Real soon, from what I’ve heard…
Well, it’s about freakin’ time!
For a French partisan, Merovingian, you sure take a dim view of protectionism.
For Bush, a Janus-Like View of Trade
http://www.nytimes.com/2003/11/12/business/12trade.html
…the administration decided to impose the steel tariffs and accept new American farm subsidies as the necessary price to pay for the authority to negotiate free trade agreements with little interference from Congress.
…
Sebastian Mallaby, a senior fellow at the Council on Foreign Relations, said Mr. Bush and his trade representative, Robert B. Zoellick, had committed the classic mistake of free traders who thought they could “buy the allegiance of protectionists, whether they are big farmers or the steel industry, to make some advance in their long-term trade policy and not become captives of the protectionists.”
“It was na?ve of them to think there wouldn’t be a price for all of this,” Mr. Mallaby said. “Now, they’ve disillusioned people in their own free trade camp.”
Josh,
I’m an advocate of free trade.
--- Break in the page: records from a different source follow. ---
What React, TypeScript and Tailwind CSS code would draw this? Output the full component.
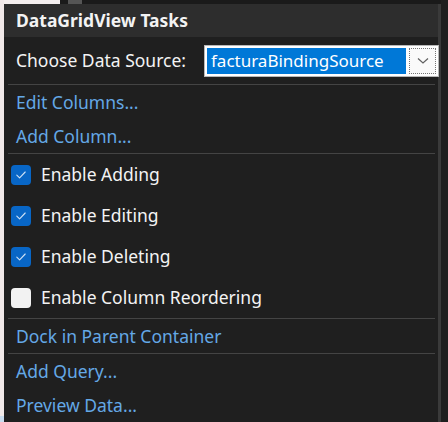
import React from 'react';

// Dark smart-tag panel, Visual Studio style
const Separator = () => <div className="ml-[4px] mr-[3px] h-px shrink-0 bg-[#444444]" />;

const LinkRow = ({ text }: { text: string }) => (
    <div className="flex h-[34px] shrink-0 items-center pl-[12px] text-[17.5px] text-[#64a8e6]">{text}</div>
);

const CheckRow = ({ label, checked }: { label: string; checked: boolean }) => (
    <div className="flex h-[41px] shrink-0 items-center pl-[7px]">
        {checked ? (
            <div className="flex h-[20px] w-[20px] items-center justify-center rounded-[4px] bg-[#0866c6]">
                <svg width="12" height="10" viewBox="0 0 12 10" fill="none">
                    <path d="M1.8 5.2 L4.6 7.8 L10.2 2" stroke="#cfe2f6" strokeWidth="1.1" strokeLinecap="round" strokeLinejoin="round" />
                </svg>
            </div>
        ) : (
            <div className="h-[20px] w-[20px] rounded-[4px] bg-[#f2f2f2]" />
        )}
        <span className="ml-[10px] text-[17.5px] text-[#f3f3f3]">{label}</span>
    </div>
);

export default function App() {
    return (
        <div
            className="flex h-[422px] w-[448px] overflow-hidden bg-[#1e1e1e]"
            style={{ fontFamily: '"Noto Sans", "Open Sans", sans-serif' }}
        >
            {/* left strip of the designer behind */}
            <div className="flex w-[4px] shrink-0 flex-col bg-[#f1e9e9]">
                <div className="flex-1" />
                <div className="h-[6px] bg-[#c9dcef]" />
            </div>
            <div className="flex w-[437px] shrink-0 flex-col bg-[#1f1f1f]">
                {/* top strip */}
                <div className="flex h-[4px] shrink-0 bg-[#1a1a1a]">
                    <div className="w-[56px] bg-[#f4eeee]" />
                    <div className="ml-[8px] w-[14px] bg-[#555555]" />
                </div>
                <div className="flex min-h-0 flex-1 border-r-[3px] border-[#3a3a3a] bg-[#1f1f1f]">
                    <div className="flex flex-1 flex-col">
                        {/* header */}
                        <div className="flex h-[33px] shrink-0 items-center bg-[#2d2d2d] pl-[12px] text-[17.5px] font-bold text-[#f3f3f3]">
                            DataGridView Tasks
                        </div>
                        <div className="flex h-[47px] shrink-0 items-center pl-[12px]">
                            <span className="text-[17.5px] text-[#f3f3f3]">Choose Data Source:</span>
                            <div className="ml-auto mr-[-1px] flex h-[32px] w-[235px] items-center border border-[#b8b8b8] bg-white p-[2px]">
                                <div className="flex h-full flex-1 items-center bg-[#0078d7] pl-[4px] text-[17px] text-white">
                                    facturaBindingSource
                                </div>
                                <div className="ml-[3px] flex h-full w-[27px] items-center justify-center border border-dotted border-[#777777] bg-[#fafafa]">
                                    <svg width="12" height="8" viewBox="0 0 12 8" fill="none">
                                        <path d="M1 1.5 L6 6 L11 1.5" stroke="#606060" strokeWidth="1.2" />
                                    </svg>
                                </div>
                            </div>
                        </div>
                        <Separator />
                        <LinkRow text="Edit Columns..." />
                        <LinkRow text="Add Column..." />
                        <Separator />
                        <CheckRow label="Enable Adding" checked />
                        <CheckRow label="Enable Editing" checked />
                        <CheckRow label="Enable Deleting" checked />
                        <CheckRow label="Enable Column Reordering" checked={false} />
                        <Separator />
                        <LinkRow text="Dock in Parent Container" />
                        <Separator />
                        <LinkRow text="Add Query..." />
                        <LinkRow text="Preview Data..." />
                    </div>
                </div>
            </div>
        </div>
    );
}
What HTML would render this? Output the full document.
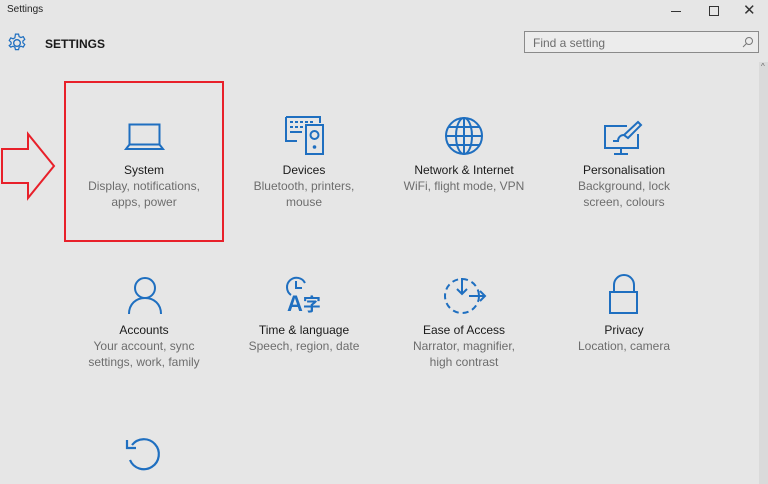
<!DOCTYPE html>
<html><head><meta charset="utf-8"><style>
body{margin:0;width:768px;height:484px;background:#e6e6e6;font-family:"Liberation Sans",sans-serif;position:relative;overflow:hidden}
.a{position:absolute}
.t{position:absolute;width:160px;text-align:center;font-size:12px;line-height:16px;color:#1a1a1a}
.t span{display:block;color:#6d6d6d}
svg{position:absolute;overflow:visible}
</style></head><body>
<div class="a" style="left:7px;top:4px;font-size:10px;color:#222">Settings</div>
<div class="a" style="left:671px;top:11px;width:10px;height:1px;background:#333"></div>
<div class="a" style="left:709px;top:6px;width:8px;height:8px;border:1px solid #333"></div>
<div class="a" style="left:743px;top:1px;font-size:15px;color:#333">✕</div>
<svg style="left:7px;top:33px" width="20" height="20" viewBox="0 0 18 18"><circle cx="9" cy="9" r="3" fill="none" stroke="#1f6fc0" stroke-width="1.2"/><path d="M7.6 1h2.8l.5 2.2 1.6.9 2.1-.8 1.4 2.4-1.7 1.5v1.6l1.7 1.5-1.4 2.4-2.1-.8-1.6.9-.5 2.2H7.6l-.5-2.2-1.6-.9-2.1.8L2 11.4l1.7-1.5V8.3L2 6.8l1.4-2.4 2.1.8 1.6-.9z" fill="none" stroke="#1f6fc0" stroke-width="1.1"/></svg>
<div class="a" style="left:45px;top:37px;font-size:12px;font-weight:bold;color:#1a1a1a">SETTINGS</div>
<div class="a" style="left:524px;top:31px;width:235px;height:22px;border:1px solid #8a8a8a;background:#ececec;box-sizing:border-box"></div>
<div class="a" style="left:533px;top:36px;font-size:12px;color:#6d6d6d">Find a setting</div>
<svg style="left:742px;top:36px" width="12" height="12"><circle cx="7" cy="5" r="3.5" fill="none" stroke="#777"/><path d="M4.5 7.5L1 11" stroke="#777"/></svg>
<div class="a" style="left:759px;top:62px;width:9px;height:422px;background:#dadada"></div>
<div class="a" style="left:761px;top:62px;font-size:8px;color:#666">^</div>
<div class="a" style="left:64px;top:81px;width:160px;height:161px;border:2px solid #e8202a;box-sizing:border-box"></div>
<svg style="left:0;top:133px" width="56" height="67"><path d="M2 16H28V1L54 33 28 65V50H2Z" fill="none" stroke="#e8202a" stroke-width="2"/></svg>
<svg style="left:125px;top:123px" width="40" height="28"><rect x="4.5" y="1.5" width="30" height="20" fill="none" stroke="#1f6fc0" stroke-width="2"/><path d="M4.5 21.5L1 26H38L34.5 21.5" fill="none" stroke="#1f6fc0" stroke-width="2"/></svg>
<svg style="left:285px;top:116px" width="40" height="40"><path d="M1 1h34v6M1 1v24h11" fill="none" stroke="#1f6fc0" stroke-width="2"/><g fill="#1f6fc0"><rect x="5" y="5" width="3" height="2"/><rect x="10" y="5" width="3" height="2"/><rect x="15" y="5" width="3" height="2"/><rect x="20" y="5" width="3" height="2"/><rect x="25" y="5" width="3" height="2"/><rect x="5" y="10" width="3" height="2"/><rect x="10" y="10" width="3" height="2"/><rect x="15" y="10" width="3" height="2"/><rect x="5" y="15" width="12" height="2"/></g><rect x="21" y="9" width="17" height="29" fill="none" stroke="#1f6fc0" stroke-width="2"/><circle cx="29.5" cy="19" r="4" fill="none" stroke="#1f6fc0" stroke-width="2"/><circle cx="29.5" cy="31" r="1.8" fill="#1f6fc0"/></svg>
<svg style="left:444px;top:116px" width="40" height="40"><g fill="none" stroke="#1f6fc0" stroke-width="2"><circle cx="20" cy="20" r="18"/><ellipse cx="20" cy="20" rx="8" ry="18"/><path d="M20 2v36M2 20h36M5 11h30M5 29h30"/></g></svg>
<svg style="left:603px;top:120px" width="40" height="36"><g fill="none" stroke="#1f6fc0" stroke-width="2"><path d="M24 6H2v22h33V14"/><path d="M18 28v6M11 34h14"/><path d="M35 2l3 3-13 13-4-3z"/><path d="M21 15c-4 0-6 3-6 6h-5"/></g></svg>
<svg style="left:125px;top:275px" width="40" height="40"><g fill="none" stroke="#1f6fc0" stroke-width="2"><circle cx="20" cy="13" r="10"/><path d="M4 39c0-10 7-16 16-16s16 6 16 16"/></g></svg>
<svg style="left:286px;top:277px" width="24" height="22"><path d="M5 18A9.5 9.5 0 1 1 19 6" fill="none" stroke="#1f6fc0" stroke-width="2"/><path d="M10 4v7h6" fill="none" stroke="#1f6fc0" stroke-width="2"/></svg>
<div class="a" style="left:287px;top:293px;font-size:22px;font-weight:bold;color:#1f6fc0;line-height:22px">A<span style="font-family:'Noto Sans CJK SC',sans-serif;font-weight:bold;font-size:18px">字</span></div>
<svg style="left:443px;top:277px" width="44" height="38"><g fill="none" stroke="#1f6fc0" stroke-width="2"><circle cx="19" cy="19" r="17" stroke-dasharray="6 4"/><path d="M19 1v16M14 12l5 5 5-5M26 19h16M37 14l5 5-5 5"/></g></svg>
<svg style="left:607px;top:275px" width="34" height="40"><g fill="none" stroke="#1f6fc0" stroke-width="2"><path d="M7 17V10a10 10 0 0 1 20 0v7"/><rect x="3" y="17" width="27" height="21"/></g></svg>
<svg style="left:125px;top:435px" width="40" height="40"><g fill="none" stroke="#1f6fc0" stroke-width="2.2"><path d="M7 10A15 15 0 1 1 5 25"/><path d="M2 5v8h9"/></g></svg>
<div class="t" style="left:64px;top:162px">System<span>Display, notifications,</span><span>apps, power</span></div>
<div class="t" style="left:224px;top:162px">Devices<span>Bluetooth, printers,</span><span>mouse</span></div>
<div class="t" style="left:384px;top:162px">Network &amp; Internet<span>WiFi, flight mode, VPN</span></div>
<div class="t" style="left:544px;top:162px">Personalisation<span>Background, lock</span><span>screen, colours</span></div>
<div class="t" style="left:64px;top:322px">Accounts<span>Your account, sync</span><span>settings, work, family</span></div>
<div class="t" style="left:224px;top:322px">Time &amp; language<span>Speech, region, date</span></div>
<div class="t" style="left:384px;top:322px">Ease of Access<span>Narrator, magnifier,</span><span>high contrast</span></div>
<div class="t" style="left:544px;top:322px">Privacy<span>Location, camera</span></div>
</body></html>
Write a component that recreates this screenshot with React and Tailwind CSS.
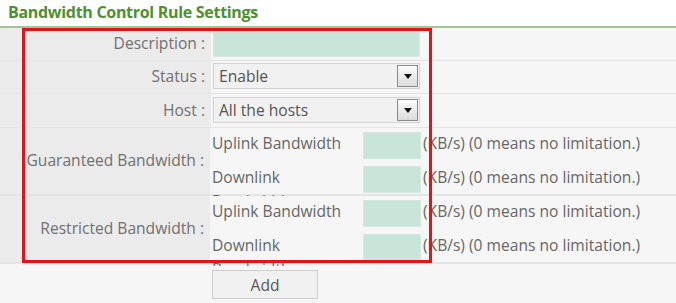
export default function App() {
  const font = { fontFamily: '"Open Sans", "Liberation Sans", sans-serif' };

  const BwRow = ({ label }) => (
    <div className="flex h-[68px] border-b-2 border-[#e4e4e4]">
      <div className="w-[211px] shrink-0 bg-[#ebebeb] border-r border-[#f6f6f6] flex items-center justify-end pr-[6px] text-[#707070]">
        {label}
      </div>
      <div className="flex-1 bg-[#f6f6f6] pl-[1px]">
        {["Uplink Bandwidth", "Downlink Bandwidth"].map((t) => (
          <div key={t} className="flex items-start h-[34px]">
            <div className="w-[151px] h-[36px] overflow-hidden pt-[3px] leading-[24px] text-[#666]">
              <div className="w-[135px]">{t}</div>
            </div>
            <div className="mt-[4px] w-[58px] h-[27px] bg-[#c9e5d9] border border-[#d6e8df]" />
            <div className="pt-[3px] leading-[24px] pl-[2px] text-[#666] whitespace-nowrap">
              (KB/s) (0 means no limitation.)
            </div>
          </div>
        ))}
      </div>
    </div>
  );

  const Select = ({ value }) => (
    <div className="w-[207px] h-[26px] bg-[#f1f1f1] border border-[#d3d3d3] flex items-center justify-between pl-[5px] pr-[1px] text-[#555]">
      <span className="leading-[22px]">{value}</span>
      <div className="w-[21px] h-[22px] border border-[#8a8a8a] bg-gradient-to-b from-[#fbfbfb] to-[#dcdcdc] flex items-center justify-center">
        <svg width="8" height="5" viewBox="0 0 8 5">
          <path d="M0 0 H8 L4 5 Z" fill="#111" />
        </svg>
      </div>
    </div>
  );

  return (
    <div className="relative w-[676px] h-[303px] bg-white overflow-hidden text-[15.6px]" style={font}>
      <div className="h-[26px] pl-[8px] text-[16px] font-bold text-[#4e8f30] leading-[24px] tracking-[-0.3px]">
        Bandwidth Control Rule Settings
      </div>
      <div className="h-[2px] bg-[#a3c494]" />

      <div className="flex h-[33px] border-b border-[#e4e4e4]">
        <div className="w-[211px] shrink-0 bg-[#ebebeb] flex items-center justify-end pr-[6px] text-[#707070]">
          Description :
        </div>
        <div className="flex-1 bg-[#f6f6f6] pl-[2px] pt-[3px]">
          <div className="w-[207px] h-[26px] bg-[#c9e5d9] border border-[#d6e8df]" />
        </div>
      </div>

      <div className="flex h-[33px] border-b border-[#e4e4e4]">
        <div className="w-[211px] shrink-0 bg-[#ebebeb] flex items-center justify-end pr-[6px] text-[#707070]">
          Status :
        </div>
        <div className="flex-1 bg-[#f6f6f6] pl-[2px] pt-[2px]">
          <Select value="Enable" />
        </div>
      </div>

      <div className="flex h-[34px] border-b border-[#e4e4e4]">
        <div className="w-[211px] shrink-0 bg-[#ebebeb] flex items-center justify-end pr-[6px] text-[#707070]">
          Host :
        </div>
        <div className="flex-1 bg-[#f6f6f6] pl-[2px] pt-[3px]">
          <Select value="All the hosts" />
        </div>
      </div>

      <BwRow label="Guaranteed Bandwidth :" />
      <BwRow label="Restricted Bandwidth :" />

      <div className="h-[40px] bg-[#f6f6f6] pl-[212px] pt-[6px]">
        <button className="w-[106px] h-[29px] bg-[#f1f1f1] border border-[#cfcfcf] text-[#555] leading-[22px]">
          Add
        </button>
      </div>

      <div className="absolute left-[22px] top-[28px] w-[410px] h-[235px] border-[3px] border-[#e2141b] pointer-events-none" />
    </div>
  );
}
Shouldn’t this make free trade advocates in the U.S. happy?
And why should I not love France, also? 🙂 I do not ask you not to love the US, even though Bush a “souteneur.” 🙂
Merovingian — It was unfair of me to call your free-trade advocacy hypocrisy… I assume you make the same calls for reforms of French anti-trade policies?
This is a funny story – wild Kangaroos in Paris:
http://www.thecouriermail.news.com.au/common/story_page/0,5936,7845137%255E954,00.html
BTW, we also have large cats in France too; jaquars, etc. They were set free by their owners when the cats became less trendy. I think the U.K. also has the same issue.